The New York Mets’ already grim 2026 campaign just got a little darker. After a nerve issue in his right arm forced Kodai Senga to be scratched from a scheduled rehab start Tuesday, questions are swirling about whether the star pitcher can ever reclaim the form that made him an All-Star.

Sources close to the situation claim that Senga’s recurring health woes are raising alarm bells inside the clubhouse. The Japanese right-hander, who signed a five-year, $75 million deal in December 2022, has been a shell of his former self — and this latest setback is reportedly the most troubling yet.

A Season of Pain for Senga and the Mets

According to team insiders, Senga’s nerve irritation is not considered a major structural injury, but the fact that it flared up at such a critical juncture has people worried. “It’s like every time he takes two steps forward, something pulls him back,” one source told us. “The frustration is palpable.”

Through five starts this season, Senga is winless with an ugly 9.00 ERA. His most recent big-league outing — a two-inning disaster against the Colorado Rockies on April 26 — left fans and analysts questioning whether his shoulder is truly healthy. Rehab appearances haven’t helped: on June 3 with Triple-A Syracuse, Senga walked two batters, hit two more, and surrendered three runs on six hits over five innings.

“If we continue to stack together good days and feel like I’m prepared, I don’t think getting back into a game is too far away,” Senga reportedly told reporters through an interpreter. But some evaluators wonder if those “good days” are running out.

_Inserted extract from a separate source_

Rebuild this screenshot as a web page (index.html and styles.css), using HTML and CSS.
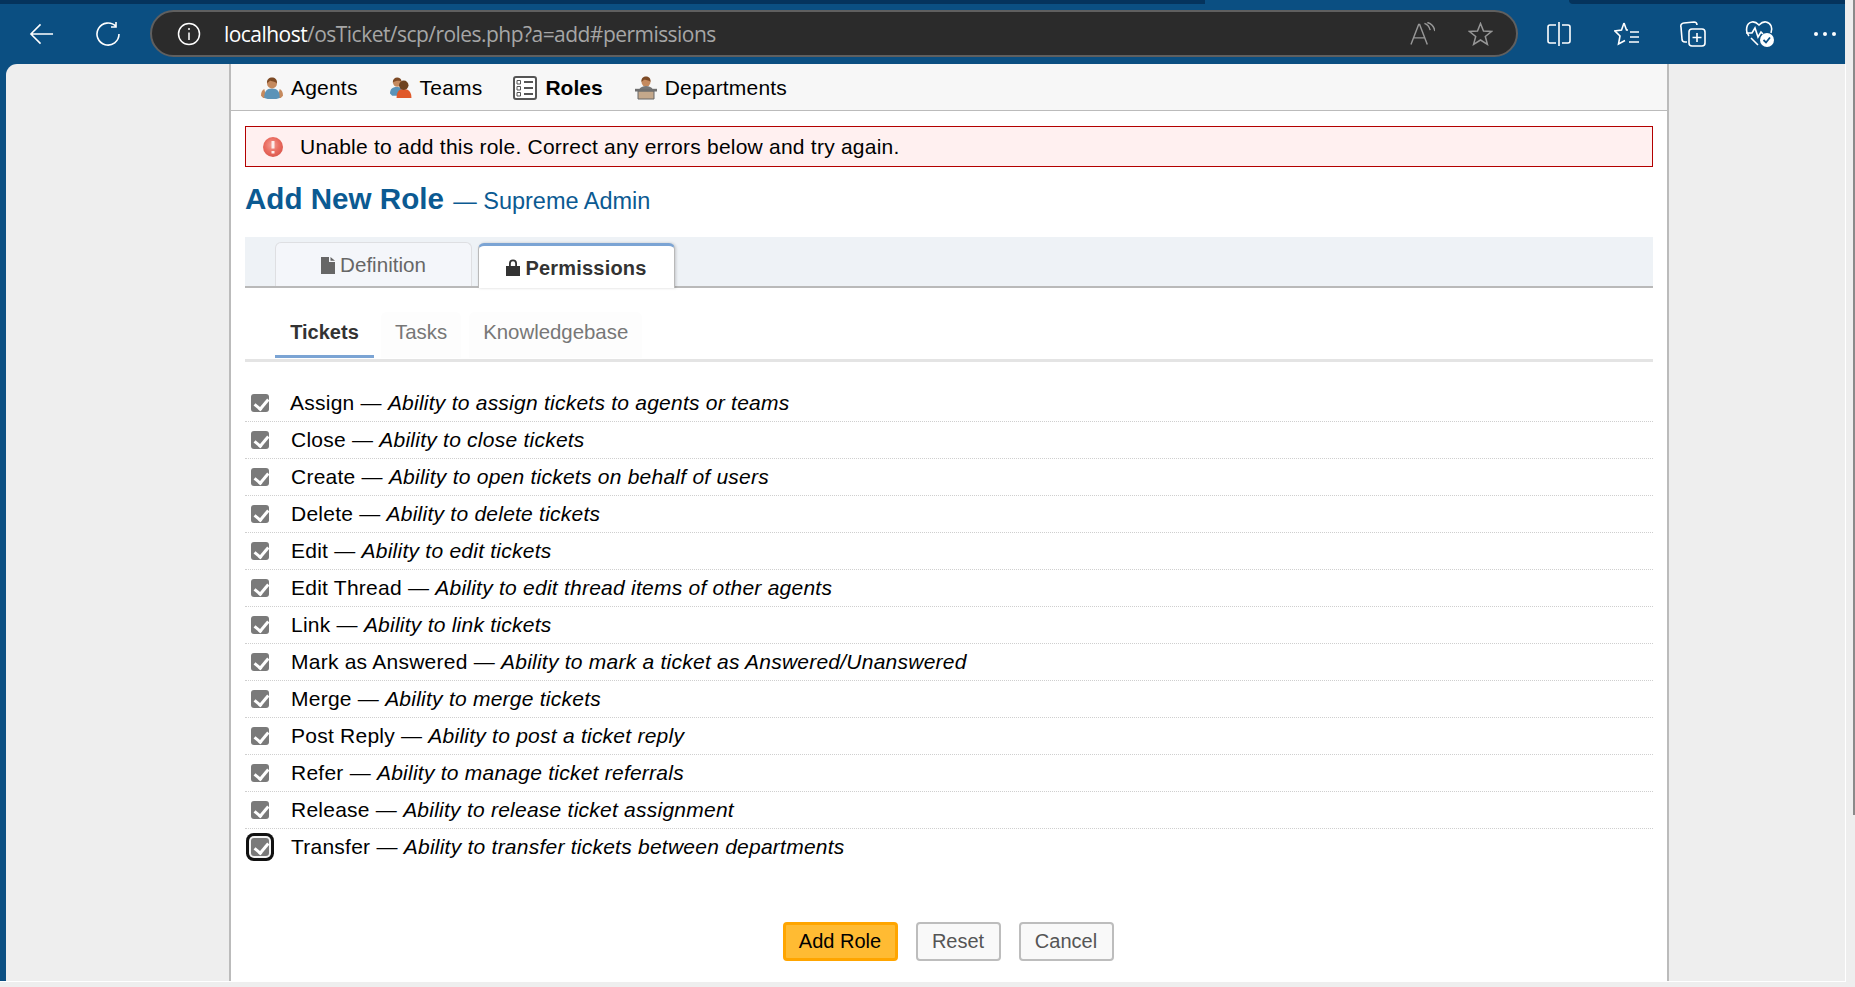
FILE: index.html
```html
<!DOCTYPE html>
<html lang="en">
<head>
<meta charset="utf-8">
<title>osTicket roles</title>
<link rel="stylesheet" href="styles.css">
</head>
<body>
<div class="window">
  <div class="main">
    <header class="chrome">
      <div class="tabstrip"><div class="strip-a"></div><div class="strip-b"></div></div>
      <div class="toolbar">
        <svg class="ti back" viewBox="0 0 26 24"><path d="M25 12H2M12 2 2 12l10 10"/></svg>
        <svg class="ti reload" viewBox="0 0 26 26"><path d="M21 5.500A11 11 0 1 0 24 13M21 1v5h-5"/></svg>
        <div class="addr">
          <svg class="info" viewBox="0 0 24 24"><circle cx="12" cy="12" r="10.500"/><path d="M12 10.500V18M12 6v2"/></svg>
          <span class="url"><b>localhost</b>/osTicket/scp/roles.php?a=add#permissions</span>
          <svg class="gi" viewBox="0 0 26 24"><path d="M1 23 9 2h1l8 21M4 16h11M15 1c3 1 5 3 6 7M18 0c4 1 7 4 8 9"/></svg>
          <svg class="gi star" viewBox="0 0 24 24"><path d="M12 1.500 15 9l8 .5-6.200 5 2.100 7.800L12 18l-6.900 4.300 2.100-7.800L1 9.500 9 9z"/></svg>
        </div>
        <svg class="ti split" viewBox="0 0 24 26"><path d="M9 4H3a2 2 0 0 0-2 2v14a2 2 0 0 0 2 2h6M15 4h6a2 2 0 0 1 2 2v14a2 2 0 0 1-2 2h-6M12 1v24"/></svg>
        <svg class="ti favs" viewBox="0 0 26 26"><path d="M10 2 7.500 9 1 10l5 5-1.500 8L11 19.500M10 2l2.500 7H14M16 11h9M16 16h9M15 21h10"/></svg>
        <svg class="ti colls" viewBox="0 0 26 26"><path d="M7 21H5a3 3 0 0 1-3-3L1 6a3 3 0 0 1 3-4l10-1a3 3 0 0 1 3 3"/><rect x="9" y="8" width="16" height="17" rx="3"/><path d="M17 12v9M12.500 16.500h9"/></svg>
        <svg class="ti health" viewBox="0 0 30 28"><path d="M4 16C0 11 1 3 7 2c3-.5 5 1 7 3 2-2 4-3.500 7-3 5 1 7 6 5 11M1 13h6l3-5 3 9 3-5 2 2M6 18l7 7"/><circle class="badge" cx="22" cy="20" r="7"/><path class="tick" d="m18.500 20 2.500 2.500 4-5"/></svg>
        <div class="dots"><i></i><i></i><i></i></div>
      </div>
    </header>
    <main class="panel">
      <div class="sheet">
        <nav class="subnav">
          <a class="navitem">
            <svg class="ni" viewBox="0 0 20 20"><path class="skin" d="M0 17c0-3 1-5 3-6l2 8H2zM20 17c0-3-1-5-3-6l-2 8h3z"/><path class="blue" d="M3 19c0-6 2-8.500 7-8.500s7 2.500 7 8.500l-3 1H6z"/><circle class="skin" cx="10" cy="6" r="4.500"/><path class="hair" d="M5.500 6c-.5-4 2-5.500 4.500-5.500S15 2 14.500 6C13 4 9 4 8 3.500 7 5 6 5 5.500 6z"/></svg>
            <span>Agents</span>
          </a>
          <a class="navitem">
            <svg class="ni" viewBox="0 0 20 20"><path class="blue" d="M0 15c0-4 2-6 6-6s7 2 7 6l-3 2H2z"/><circle class="skin" cx="6.500" cy="5" r="3.800"/><path class="hair" d="M2.500 5c0-3 2-4.500 4-4.500S10.500 2 10.500 4C9 3 5 3 2.500 5z"/><path class="orange" d="M6 19c0-5 2-8 6.500-8s7 3 7 8z"/><circle class="dark" cx="12.500" cy="7.500" r="4.300"/></svg>
            <span>Teams</span>
          </a>
          <a class="navitem active">
            <svg class="ni list" viewBox="0 0 24 24"><rect x="1" y="1" width="22" height="22" rx="2"/><path d="M11 6h9M11 12h9M11 18h9"/><path class="thin" d="M4 4.500h3.500V8H4zM4 10.500h3.500V14H4zM4 16.500h3.500V20H4z"/></svg>
            <span>Roles</span>
          </a>
          <a class="navitem">
            <svg class="ni tall" viewBox="0 0 22 24"><circle class="skin" cx="11" cy="6" r="4.500"/><path class="hair" d="M6.500 6c-.5-4 2-5.500 4.500-5.500S16 2 15.500 6C14 4 10 4 9 3.500 8 5 7 5 6.500 6z"/><path class="coat" d="M4 14c1-3 4-4 7-4s6 1 7 4z"/><path class="desk" d="M3 15h16v8H3z"/><path class="deskb" d="M0 12.800h22v2.700H0z"/></svg>
            <span>Departments</span>
          </a>
        </nav>
        <div class="content">
          <div class="error">
            <svg class="err" viewBox="0 0 22 22"><defs><radialGradient id="eg" cx=".45" cy=".4" r=".65"><stop offset="0" stop-color="#f3a097"/><stop offset=".55" stop-color="#ea6c60"/><stop offset="1" stop-color="#d9564c"/></radialGradient></defs><circle fill="url(#eg)" cx="11" cy="11" r="10"/><path class="errm" d="M11 5v7.500M11 15v2.500"/></svg>
            <span>Unable to add this role. Correct any errors below and try again.</span>
          </div>
          <h2 class="title">Add New Role <small>— Supreme Admin</small></h2>
          <div class="tabs">
            <div class="tab"><svg class="ticon" viewBox="0 0 14 17"><path d="M0 0h8v5h6v12H0zM9.500 0 14 3.800H9.500z"/></svg>Definition</div>
            <div class="tab current"><svg class="ticon lock" viewBox="0 0 14 17"><path d="M0 7h14v10H0zM3 7V4.500a4 4 0 0 1 8 0V7H9.200V4.500a2.200 2.200 0 0 0-4.400 0V7z"/></svg>Permissions</div>
          </div>
          <div class="subtabs">
            <div class="stab on">Tickets</div>
            <div class="stab">Tasks</div>
            <div class="stab">Knowledgebase</div>
          </div>
          <ul class="perms">
            <li class="first"><span class="cb"></span><span>Assign — <em>Ability to assign tickets to agents or teams</em></span></li>
            <li><span class="cb"></span><span>Close — <em>Ability to close tickets</em></span></li>
            <li><span class="cb"></span><span>Create — <em>Ability to open tickets on behalf of users</em></span></li>
            <li><span class="cb"></span><span>Delete — <em>Ability to delete tickets</em></span></li>
            <li><span class="cb"></span><span>Edit — <em>Ability to edit tickets</em></span></li>
            <li><span class="cb"></span><span>Edit Thread — <em>Ability to edit thread items of other agents</em></span></li>
            <li><span class="cb"></span><span>Link — <em>Ability to link tickets</em></span></li>
            <li><span class="cb"></span><span>Mark as Answered — <em>Ability to mark a ticket as Answered/Unanswered</em></span></li>
            <li><span class="cb"></span><span>Merge — <em>Ability to merge tickets</em></span></li>
            <li><span class="cb"></span><span>Post Reply — <em>Ability to post a ticket reply</em></span></li>
            <li><span class="cb"></span><span>Refer — <em>Ability to manage ticket referrals</em></span></li>
            <li><span class="cb"></span><span>Release — <em>Ability to release ticket assignment</em></span></li>
            <li class="last"><span class="cb focus"></span><span>Transfer — <em>Ability to transfer tickets between departments</em></span></li>
          </ul>
          <div class="actions">
            <button class="btn primary">Add Role</button>
            <button class="btn reset">Reset</button>
            <button class="btn cancel">Cancel</button>
          </div>
        </div>
      </div>
    </main>
  </div>
  <div class="scrollgut"><div class="thumb"></div></div>
</div>
</body>
</html>
```
FILE: styles.css
```css
* { box-sizing: border-box; }
html, body { margin: 0; height: 100%; overflow: hidden; }
body { background: #eeeeee; font-family: "Liberation Sans", Arial, sans-serif; color: #000; }
.window { display: flex; height: 987px; }
.main { width: 1846px; flex: none; display: flex; flex-direction: column; }

.chrome { height: 64px; flex: none; width: 1845px; background: #0b4f82; }
.tabstrip { display: flex; height: 4px; }
.strip-a { width: 1205px; background: #05335c; }
.strip-b { margin-left: 364px; width: 276px; background: #05335c; border-bottom-left-radius: 4px; }
.toolbar { display: flex; align-items: center; height: 60px; padding-left: 29px; padding-bottom: 1px; }
.ti { fill: none; stroke: #fff; stroke-width: 1.600; flex: none; }
.back { width: 25px; height: 24px; margin-right: 41px; }
.reload { width: 26px; height: 26px; margin-right: 29px; }
.addr { width: 1368px; height: 47px; margin-right: 29px; flex: none; display: flex; align-items: center; background: #2b2b2b; border: 2px solid #5f5f5f; border-radius: 24px; padding-left: 25px; }
.info { width: 24px; height: 24px; fill: none; stroke: #fff; stroke-width: 1.500; flex: none; }
.url { margin-left: 23px; padding-top: 2px; width: 1186px; flex: none; font: 21px/1 "Open Sans", sans-serif; letter-spacing: -.54px; color: #a6a6a6; }
.url b { font-weight: 400; color: #fff; }
.gi { width: 25px; height: 24px; fill: none; stroke: #979797; stroke-width: 1.500; flex: none; }
.star { margin-left: 33px; }
.split { width: 24px; height: 26px; margin-right: 43px; }
.favs { width: 26px; height: 26px; margin-right: 40px; }
.colls { width: 26px; height: 26px; margin-right: 39px; }
.health { width: 30px; height: 28px; margin-right: 39px; }
.badge { fill: #fff; stroke: none; }
.tick { stroke: #0b4f82; stroke-width: 1.800; }
.dots { display: flex; gap: 5px; }
.dots i { width: 4px; height: 4px; border-radius: 50%; background: #fff; }

.panel { height: 918px; flex: none; background: #0b4f82; border-right: 1px solid #fff; border-bottom: 1px solid #fff; overflow: hidden; padding-left: 6px; }
.sheet { height: 100%; background: #eeeeee; border-top-left-radius: 11px; padding-left: 223px; }
.scrollgut { flex: 1; display: flex; justify-content: flex-end; }
.thumb { width: 2px; height: 815px; background: #8a8a8a; }

.subnav, .content { width: 1440px; border-left: 2px solid #bbbbbb; border-right: 2px solid #bbbbbb; }
.subnav { height: 47px; background: #f7f7f7; border-bottom: 1px solid #bbbbbb; display: flex; align-items: center; padding-left: 30px; padding-top: 2px; gap: 32px; }
.navitem { display: flex; align-items: center; gap: 8px; font-size: 21px; letter-spacing: .2px; }
.navitem.active { font-weight: 700; letter-spacing: 0; margin-left: -1px; }
.ni { width: 22px; height: 22px; flex: none; }
.ni.list { width: 24px; height: 24px; }
.ni.tall { height: 24px; }
.blue { fill: #5b93b8; } .skin { fill: #c58a5e; } .hair { fill: #7d4a25; }
.orange { fill: #e0592a; } .dark { fill: #6e4421; } .coat { fill: #777; }
.desk { fill: #c4a88b; stroke: #666; } .deskb { fill: #6f6f6f; }
.list { fill: #fff; stroke: #555; stroke-width: 2; }
.list .thin { stroke-width: 1; fill: none; }

.content { height: 870px; background: #fff; padding: 15px 14px 0; }
.error { height: 41px; background: #fff0f0; border: 1px solid #b30000; display: flex; align-items: center; padding-left: 16px; font-size: 21px; letter-spacing: .23px; }
.err { width: 22px; height: 22px; margin-right: 16px; flex: none; }
.errm { stroke: #fdecea; stroke-width: 3; fill: none; }
.title { margin: 16px 0 0; height: 54px; font-size: 29.600px; line-height: 32px; font-weight: 700; color: #0b5a92; }
.title small { font-size: 23.500px; font-weight: 400; margin-left: 1px; }

.tabs { height: 51px; background: #eef2f6; border-bottom: 2px solid #b9b9b9; display: flex; align-items: flex-end; padding-left: 30px; gap: 6px; }
.tab { width: 197px; height: 44px; background: #f4f6fa; border: 1px solid #dedfe2; border-bottom: 0; border-radius: 6px 6px 0 0; display: flex; align-items: center; justify-content: center; gap: 5px; font-size: 20.600px; color: #666; padding-top: 1px; }
.ticon { width: 14px; height: 17px; fill: #666; }
.tab.current { height: 45px; margin-bottom: -2px; background: #fff; border: 1px solid #b9b9b9; border-top: 3px solid #7ba4d4; border-bottom: 0; font-size: 20px; font-weight: 700; color: #333; box-shadow: 1px 0 3px rgba(0,0,0,.18); letter-spacing: .2px; padding-top: 3px; position: relative; }
.tab.current .ticon { fill: #333; }
.ticon.lock { margin-top: -2px; }

.subtabs { height: 74px; display: flex; align-items: flex-start; padding: 24px 0 0 30px; border-bottom: 3px solid #e4e4e4; }
.stab { height: 46px; padding: 9px 14px 0; font-size: 20.400px; color: #777; margin-right: 8px; background: #fdfdfd; border-radius: 6px 6px 0 0; }
.stab.on { width: 99px; padding: 9px 0 0; text-align: center; font-size: 20px; font-weight: 700; color: #333; background: none; border-bottom: 3px solid #7ba4d4; margin-right: 7px; border-radius: 0; }

.perms { list-style: none; margin: 23px 0 0; padding: 0; }
.perms li { height: 37px; border-bottom: 1px dotted #cfcfcf; display: flex; align-items: center; font-size: 21px; letter-spacing: .24px; padding-left: 6px; gap: 22px; }
.perms li.last { border-bottom-color: transparent; }
.perms li.first > span:last-child { margin-left: -1px; }
.perms em { font-style: italic; }
.cb { width: 18px; height: 18px; flex: none; border-radius: 3px; background: #7a7a7a; position: relative; }
.cb::after { content: ""; position: absolute; left: 6px; top: 2px; width: 6px; height: 11px; border: solid #fff; border-width: 0 3px 3px 0; transform: rotate(40deg); }
.cb.focus { box-shadow: 0 0 0 2px #f4f4f4, 0 0 0 5px #111; border-radius: 3px; }

.actions { display: flex; justify-content: center; gap: 18px; margin: 56px 0 0; padding-right: 2px; }
.btn { height: 39px; font: 20px "Liberation Sans", Arial, sans-serif; color: #555; background: #f9f9f9; border: 2px solid #bdbdbd; border-radius: 4px; padding: 0; }
.btn.reset { width: 85px; }
.btn.cancel { width: 95px; }
.btn.primary { width: 115px; color: #000; background: #ffbb33; border: 3px solid #ffa500; }
```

What This Means for the Mets’ Future

The Mets currently sit dead last in the National League East with a 29-36 record. While they’ve won seven of their last 10 games, that modest hot streak feels fragile — especially with Senga’s timeline again uncertain. Insiders say that if Senga can’t stabilize the rotation, New York could be forced into a dramatic sell-off before the trade deadline.

“Nobody expected Senga to be this fragile,” one league executive told us. “At this point, you have to wonder if he’ll ever be the pitcher they thought they were buying.”

The Mets face the St. Louis Cardinals on Tuesday, and all eyes will be on how the rotation holds up without their highest-paid arm. For Senga, every bullpen session from here on out will be scrutinized like a playoff game.

One thing is clear: the clock is ticking — and for both Senga and the Mets, the margin for error has shrunk to zero.